Although the Lunatic-Line may be five-feet (for all I know); there were railroads built to a five-foot gauge. I think the Russian railroads were five feet; as are the Philly trolleys. Erie Railroad was originally built to a six-foot gauge; as was the Peanut.
The Lunatic-Line has an incredible topographic challenge, mainly the Rift-Valley, requiring a climb of over 1,000 feet.
Tehachapi climbs 3,000 feet according to my map.
Tehachapi has always been an impediment to railroad traffic. Years ago Californians were considering tunneling under the mountains to replace the Tehachapi-grade.
Hasn’t happened so far. Such a tunnel would be well over 20 miles long, and it would still have to climb to the high-desert.
I have the feeling Tehachapi will remain in use; much like the mighty Pennsy’s assault of the Allegheny-range; which includes the mighty Curve.

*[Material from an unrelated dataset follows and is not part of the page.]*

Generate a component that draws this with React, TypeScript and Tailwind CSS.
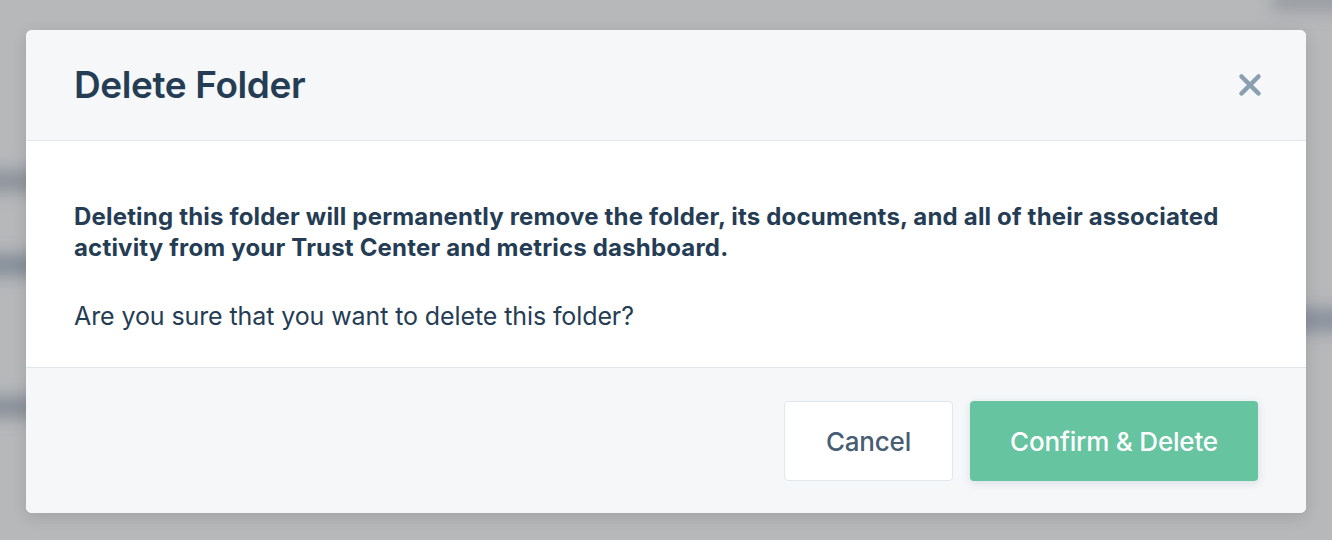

It’s already built, and doing any better would cost bazilyuns.

  • “The mighty Curve” (Horseshoe Curve near Altoona, Pennsylvania,) is by far the BEST railfan spot on the entire planet.
  • RE: “Track-uh Two-uh.......” I have used my railroad-scanner in hundreds of locations, and everywhere the dispatchers seem to imitate Marlon Brando’s Godfather-character.
  • “611” is Norfolk & Western Railway’s #611 4-8-4 steam-engine; perhaps the most phenomenal steam-engine of that wheel-arrangement ever built. It was restored and running a few years ago, but has since been retired. (It was built in 1950.)
  • “The all-powerful Tim Belknap at the mighty Mezz” is City-Editor Tim Belknap of the Canandaigua Daily-Messenger newspaper, where I once worked. I posted an e-mail of his that had a few spelling-errors, and my macho brother-in-Boston loudly declared the reason the Messenger was so reprehensible was that Belknap was the editor. He’s one of many.
  • “The Peanut” was originally the Canandaigua & Niagara Falls Railroad, built long ago, and now abandoned. It was eventually taken over by the New York Central, where the company’s president, a Vanderbilt (in the late 1800s), called it “a peanut” compared to the mighty New York Central mainline across New York state.